■ **Work to complete**: Copy each line below exactly and leave the pictures out.

++++++++++++++++++++

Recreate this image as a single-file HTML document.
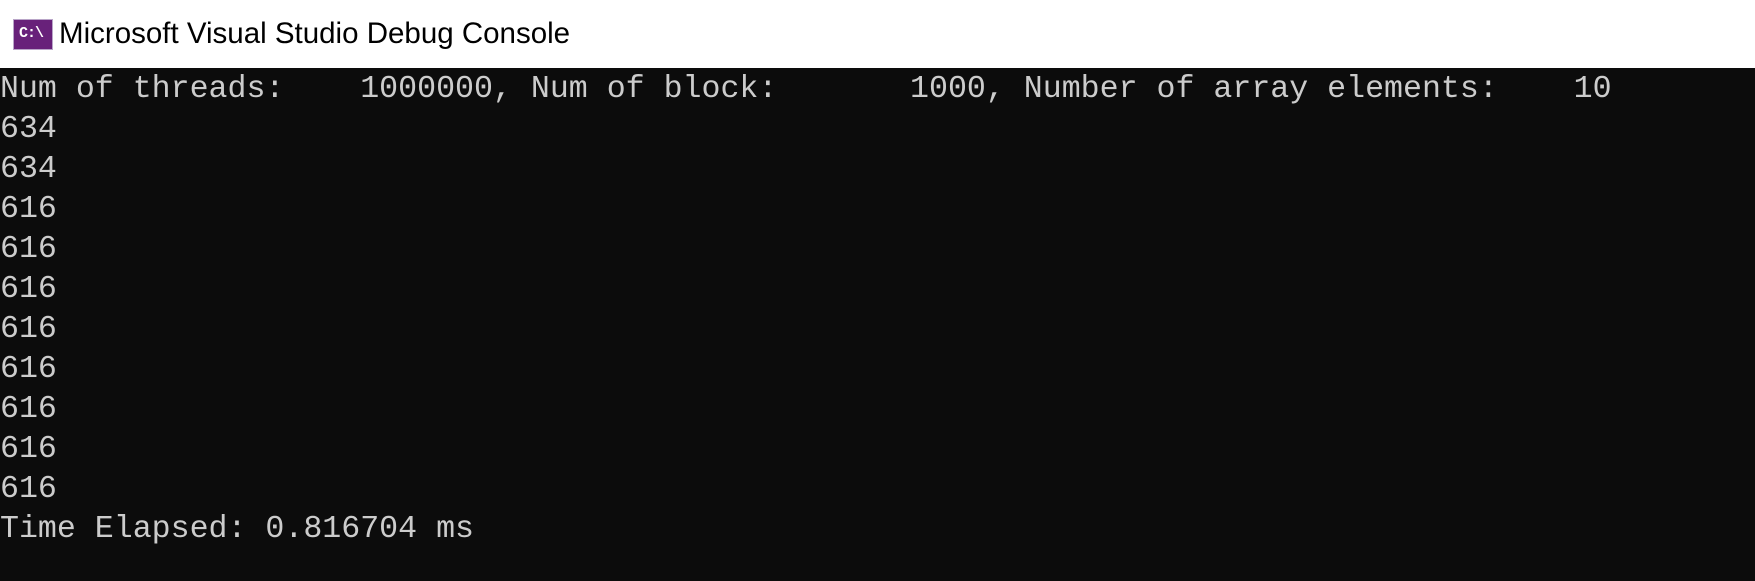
<!DOCTYPE html>
<html><head><style>
html,body{margin:0;padding:0;width:1755px;height:581px;overflow:hidden;background:#0c0c0c}
#tb{position:absolute;left:0;top:0;width:1755px;height:68px;background:#fff}
#ic{position:absolute;left:13px;top:19px;width:40px;height:31px;background:#68217a;border:1px solid #b9a5c8;box-sizing:border-box}
#ic span{position:absolute;left:5px;top:5px;color:#fff;font:bold 15px "Liberation Mono",monospace;letter-spacing:-1px}
#tt{position:absolute;left:59px;top:17px;font:29.5px "Liberation Sans","DejaVu Sans",sans-serif;color:#000}
pre{position:absolute;left:0;top:70px;margin:0;font:31.6px/40px "Liberation Mono","DejaVu Sans Mono",monospace;color:#cccccc}
</style></head><body>
<div id="tb"><div id="ic"><span>C:\</span></div><div id="tt">Microsoft Visual Studio Debug Console</div></div>
<pre>Num of threads:    1000000, Num of block:       1000, Number of array elements:    10
634
634
616
616
616
616
616
616
616
616
Time Elapsed: 0.816704 ms</pre>
</body></html>
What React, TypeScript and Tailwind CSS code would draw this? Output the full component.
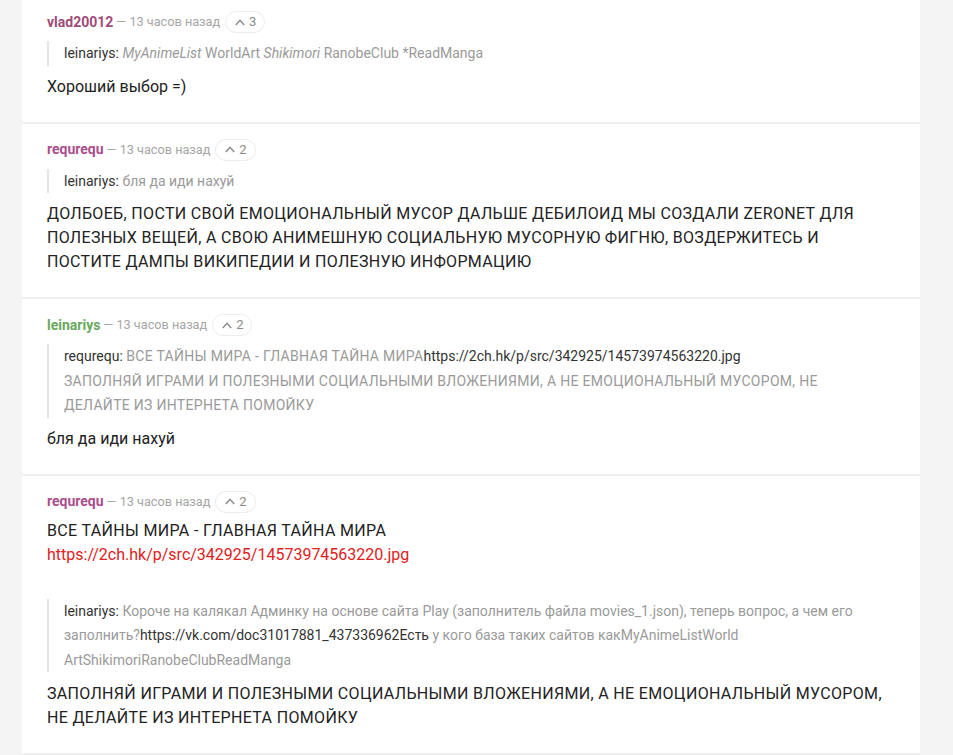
import React from 'react';

interface Comment {
  user: string;
  color: string;
  votes: number;
  quote?: React.ReactNode;
  body: React.ReactNode;
}

const Q = ({ children, caps }: { children: React.ReactNode; caps?: boolean }) => (
  <span className={caps ? 'tracking-[0.3px] text-[#9a9a9a]' : 'text-[#9a9a9a]'}>{children}</span>
);

const comments: Comment[] = [
  {
    user: 'vlad20012',
    color: 'text-[#a04c79]',
    votes: 3,
    quote: (
      <>
        leinariys: <Q><i>MyAnimeList</i> WorldArt <i>Shikimori</i> RanobeClub *ReadManga</Q>
      </>
    ),
    body: <p>Хороший выбор =)</p>,
  },
  {
    user: 'requrequ',
    color: 'text-[#aa4e8c]',
    votes: 2,
    quote: (
      <>
        leinariys: <Q>бля да иди нахуй</Q>
      </>
    ),
    body: (
      <p className="tracking-[0.33px]">
        ДОЛБОЕБ, ПОСТИ СВОЙ ЕМОЦИОНАЛЬНЫЙ МУСОР ДАЛЬШЕ ДЕБИЛОИД МЫ СОЗДАЛИ ZERONET ДЛЯ ПОЛЕЗНЫХ ВЕЩЕЙ, А СВОЮ
        АНИМЕШНУЮ СОЦИАЛЬНУЮ МУСОРНУЮ ФИГНЮ, ВОЗДЕРЖИТЕСЬ И ПОСТИТЕ ДАМПЫ ВИКИПЕДИИ И ПОЛЕЗНУЮ ИНФОРМАЦИЮ
      </p>
    ),
  },
  {
    user: 'leinariys',
    color: 'text-[#67a95c]',
    votes: 2,
    quote: (
      <>
        requrequ: <Q caps>ВСЕ ТАЙНЫ МИРА - ГЛАВНАЯ ТАЙНА МИРА</Q>https://2ch.hk/p/src/342925/14573974563220.jpg
        <br />
        <Q caps>ЗАПОЛНЯЙ ИГРАМИ И ПОЛЕЗНЫМИ СОЦИАЛЬНЫМИ ВЛОЖЕНИЯМИ, А НЕ ЕМОЦИОНАЛЬНЫЙ МУСОРОМ, НЕ ДЕЛАЙТЕ ИЗ ИНТЕРНЕТА ПОМОЙКУ</Q>
      </>
    ),
    body: <p>бля да иди нахуй</p>,
  },
];

const VoteButton = ({ votes }: { votes: number }) => (
  <span className="ml-[5px] inline-flex h-[22px] items-center gap-[4px] rounded-full border border-[#ececec] pl-[9px] pr-[8px] text-[13px] text-[#8a8a8a]">
    <svg width="10" height="7" viewBox="0 0 10 7" fill="none" stroke="#8a8a8a" strokeWidth="1.4">
      <path d="M0.8 6 L5 1.4 L9.2 6" />
    </svg>
    {votes}
  </span>
);

const Header = ({ user, color, votes }: { user: string; color: string; votes: number }) => (
  <div className="flex h-[24px] items-center">
    <span className={`text-[14px] font-bold ${color}`}>{user}</span>
    <span className="ml-[3px] text-[12.7px] text-[#a6a6a6]">— 13 часов назад</span>
    <VoteButton votes={votes} />
  </div>
);

const Quote = ({ children }: { children: React.ReactNode }) => (
  <blockquote className="mt-[7px] mr-[40px] border-l-2 border-[#e4e4e4] pl-[15px] text-[14px] leading-[24.5px] text-[#333]">
    {children}
  </blockquote>
);

export default function App() {
  return (
    <div
      className="min-h-screen bg-[#f4f4f4] pl-[22px] pr-[33px]"
      style={{ fontFamily: 'Roboto, "Noto Sans", sans-serif' }}
    >
      <div className="-mt-[4px] bg-white">
        {comments.map((c, i) => (
          <div key={i} className="border-b-2 border-[#efefef] px-[25px] pt-[14px] pb-[23px]">
            <Header user={c.user} color={c.color} votes={c.votes} />
            {c.quote && <Quote>{c.quote}</Quote>}
            <div className="mt-[9px] text-[16px] leading-[24px] text-[#222]">{c.body}</div>
          </div>
        ))}
        <div className="border-b-2 border-[#efefef] px-[25px] pt-[14px] pb-[23px]">
          <Header user="requrequ" color="text-[#aa4e8c]" votes={2} />
          <div className="mt-[5px] text-[16px] leading-[24px] text-[#222]">
            <p className="tracking-[0.33px]">ВСЕ ТАЙНЫ МИРА - ГЛАВНАЯ ТАЙНА МИРА</p>
            <p className="text-[#e0201b]">https://2ch.hk/p/src/342925/14573974563220.jpg</p>
          </div>
          <blockquote className="mt-[32px] mr-[40px] border-l-2 border-[#e4e4e4] pl-[15px] text-[14px] leading-[24.5px] text-[#333]">
            leinariys:{' '}
            <Q>
              Короче на калякал Админку на основе сайта Play (заполнитель файла movies_1.json), теперь вопрос, а чем его
              заполнить?
            </Q>
            https://vk.com/doc31017881_437336962Есть<Q> у кого база таких сайтов какMyAnimeListWorld ArtShikimoriRanobeClubReadManga</Q>
          </blockquote>
          <div className="mt-[10px] text-[16px] leading-[24px] text-[#222]">
            <p className="tracking-[0.33px]">
              ЗАПОЛНЯЙ ИГРАМИ И ПОЛЕЗНЫМИ СОЦИАЛЬНЫМИ ВЛОЖЕНИЯМИ, А НЕ ЕМОЦИОНАЛЬНЫЙ МУСОРОМ, НЕ ДЕЛАЙТЕ ИЗ ИНТЕРНЕТА ПОМОЙКУ
            </p>
          </div>
        </div>
        <div className="h-[40px]" />
      </div>
    </div>
  );
}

++++++++++++++++++++

■ **Full response**:
Recreate this image as a single-file HTML document.
<!DOCTYPE html>
<html><head><style>
html,body{margin:0;padding:0;width:1755px;height:581px;overflow:hidden;background:#0c0c0c}
#tb{position:absolute;left:0;top:0;width:1755px;height:68px;background:#fff}
#ic{position:absolute;left:13px;top:19px;width:40px;height:31px;background:#68217a;border:1px solid #b9a5c8;box-sizing:border-box}
#ic span{position:absolute;left:5px;top:5px;color:#fff;font:bold 15px "Liberation Mono",monospace;letter-spacing:-1px}
#tt{position:absolute;left:59px;top:17px;font:29.5px "Liberation Sans","DejaVu Sans",sans-serif;color:#000}
pre{position:absolute;left:0;top:70px;margin:0;font:31.6px/40px "Liberation Mono","DejaVu Sans Mono",monospace;color:#cccccc}
</style></head><body>
<div id="tb"><div id="ic"><span>C:\</span></div><div id="tt">Microsoft Visual Studio Debug Console</div></div>
<pre>Num of threads:    1000000, Num of block:       1000, Number of array elements:    10
634
634
616
616
616
616
616
616
616
616
Time Elapsed: 0.816704 ms</pre>
</body></html>
What React, TypeScript and Tailwind CSS code would draw this? Output the full component.
import React from 'react';

interface Comment {
  user: string;
  color: string;
  votes: number;
  quote?: React.ReactNode;
  body: React.ReactNode;
}

const Q = ({ children, caps }: { children: React.ReactNode; caps?: boolean }) => (
  <span className={caps ? 'tracking-[0.3px] text-[#9a9a9a]' : 'text-[#9a9a9a]'}>{children}</span>
);

const comments: Comment[] = [
  {
    user: 'vlad20012',
    color: 'text-[#a04c79]',
    votes: 3,
    quote: (
      <>
        leinariys: <Q><i>MyAnimeList</i> WorldArt <i>Shikimori</i> RanobeClub *ReadManga</Q>
      </>
    ),
    body: <p>Хороший выбор =)</p>,
  },
  {
    user: 'requrequ',
    color: 'text-[#aa4e8c]',
    votes: 2,
    quote: (
      <>
        leinariys: <Q>бля да иди нахуй</Q>
      </>
    ),
    body: (
      <p className="tracking-[0.33px]">
        ДОЛБОЕБ, ПОСТИ СВОЙ ЕМОЦИОНАЛЬНЫЙ МУСОР ДАЛЬШЕ ДЕБИЛОИД МЫ СОЗДАЛИ ZERONET ДЛЯ ПОЛЕЗНЫХ ВЕЩЕЙ, А СВОЮ
        АНИМЕШНУЮ СОЦИАЛЬНУЮ МУСОРНУЮ ФИГНЮ, ВОЗДЕРЖИТЕСЬ И ПОСТИТЕ ДАМПЫ ВИКИПЕДИИ И ПОЛЕЗНУЮ ИНФОРМАЦИЮ
      </p>
    ),
  },
  {
    user: 'leinariys',
    color: 'text-[#67a95c]',
    votes: 2,
    quote: (
      <>
        requrequ: <Q caps>ВСЕ ТАЙНЫ МИРА - ГЛАВНАЯ ТАЙНА МИРА</Q>https://2ch.hk/p/src/342925/14573974563220.jpg
        <br />
        <Q caps>ЗАПОЛНЯЙ ИГРАМИ И ПОЛЕЗНЫМИ СОЦИАЛЬНЫМИ ВЛОЖЕНИЯМИ, А НЕ ЕМОЦИОНАЛЬНЫЙ МУСОРОМ, НЕ ДЕЛАЙТЕ ИЗ ИНТЕРНЕТА ПОМОЙКУ</Q>
      </>
    ),
    body: <p>бля да иди нахуй</p>,
  },
];

const VoteButton = ({ votes }: { votes: number }) => (
  <span className="ml-[5px] inline-flex h-[22px] items-center gap-[4px] rounded-full border border-[#ececec] pl-[9px] pr-[8px] text-[13px] text-[#8a8a8a]">
    <svg width="10" height="7" viewBox="0 0 10 7" fill="none" stroke="#8a8a8a" strokeWidth="1.4">
      <path d="M0.8 6 L5 1.4 L9.2 6" />
    </svg>
    {votes}
  </span>
);

const Header = ({ user, color, votes }: { user: string; color: string; votes: number }) => (
  <div className="flex h-[24px] items-center">
    <span className={`text-[14px] font-bold ${color}`}>{user}</span>
    <span className="ml-[3px] text-[12.7px] text-[#a6a6a6]">— 13 часов назад</span>
    <VoteButton votes={votes} />
  </div>
);

const Quote = ({ children }: { children: React.ReactNode }) => (
  <blockquote className="mt-[7px] mr-[40px] border-l-2 border-[#e4e4e4] pl-[15px] text-[14px] leading-[24.5px] text-[#333]">
    {children}
  </blockquote>
);

export default function App() {
  return (
    <div
      className="min-h-screen bg-[#f4f4f4] pl-[22px] pr-[33px]"
      style={{ fontFamily: 'Roboto, "Noto Sans", sans-serif' }}
    >
      <div className="-mt-[4px] bg-white">
        {comments.map((c, i) => (
          <div key={i} className="border-b-2 border-[#efefef] px-[25px] pt-[14px] pb-[23px]">
            <Header user={c.user} color={c.color} votes={c.votes} />
            {c.quote && <Quote>{c.quote}</Quote>}
            <div className="mt-[9px] text-[16px] leading-[24px] text-[#222]">{c.body}</div>
          </div>
        ))}
        <div className="border-b-2 border-[#efefef] px-[25px] pt-[14px] pb-[23px]">
          <Header user="requrequ" color="text-[#aa4e8c]" votes={2} />
          <div className="mt-[5px] text-[16px] leading-[24px] text-[#222]">
            <p className="tracking-[0.33px]">ВСЕ ТАЙНЫ МИРА - ГЛАВНАЯ ТАЙНА МИРА</p>
            <p className="text-[#e0201b]">https://2ch.hk/p/src/342925/14573974563220.jpg</p>
          </div>
          <blockquote className="mt-[32px] mr-[40px] border-l-2 border-[#e4e4e4] pl-[15px] text-[14px] leading-[24.5px] text-[#333]">
            leinariys:{' '}
            <Q>
              Короче на калякал Админку на основе сайта Play (заполнитель файла movies_1.json), теперь вопрос, а чем его
              заполнить?
            </Q>
            https://vk.com/doc31017881_437336962Есть<Q> у кого база таких сайтов какMyAnimeListWorld ArtShikimoriRanobeClubReadManga</Q>
          </blockquote>
          <div className="mt-[10px] text-[16px] leading-[24px] text-[#222]">
            <p className="tracking-[0.33px]">
              ЗАПОЛНЯЙ ИГРАМИ И ПОЛЕЗНЫМИ СОЦИАЛЬНЫМИ ВЛОЖЕНИЯМИ, А НЕ ЕМОЦИОНАЛЬНЫЙ МУСОРОМ, НЕ ДЕЛАЙТЕ ИЗ ИНТЕРНЕТА ПОМОЙКУ
            </p>
          </div>
        </div>
        <div className="h-[40px]" />
      </div>
    </div>
  );
}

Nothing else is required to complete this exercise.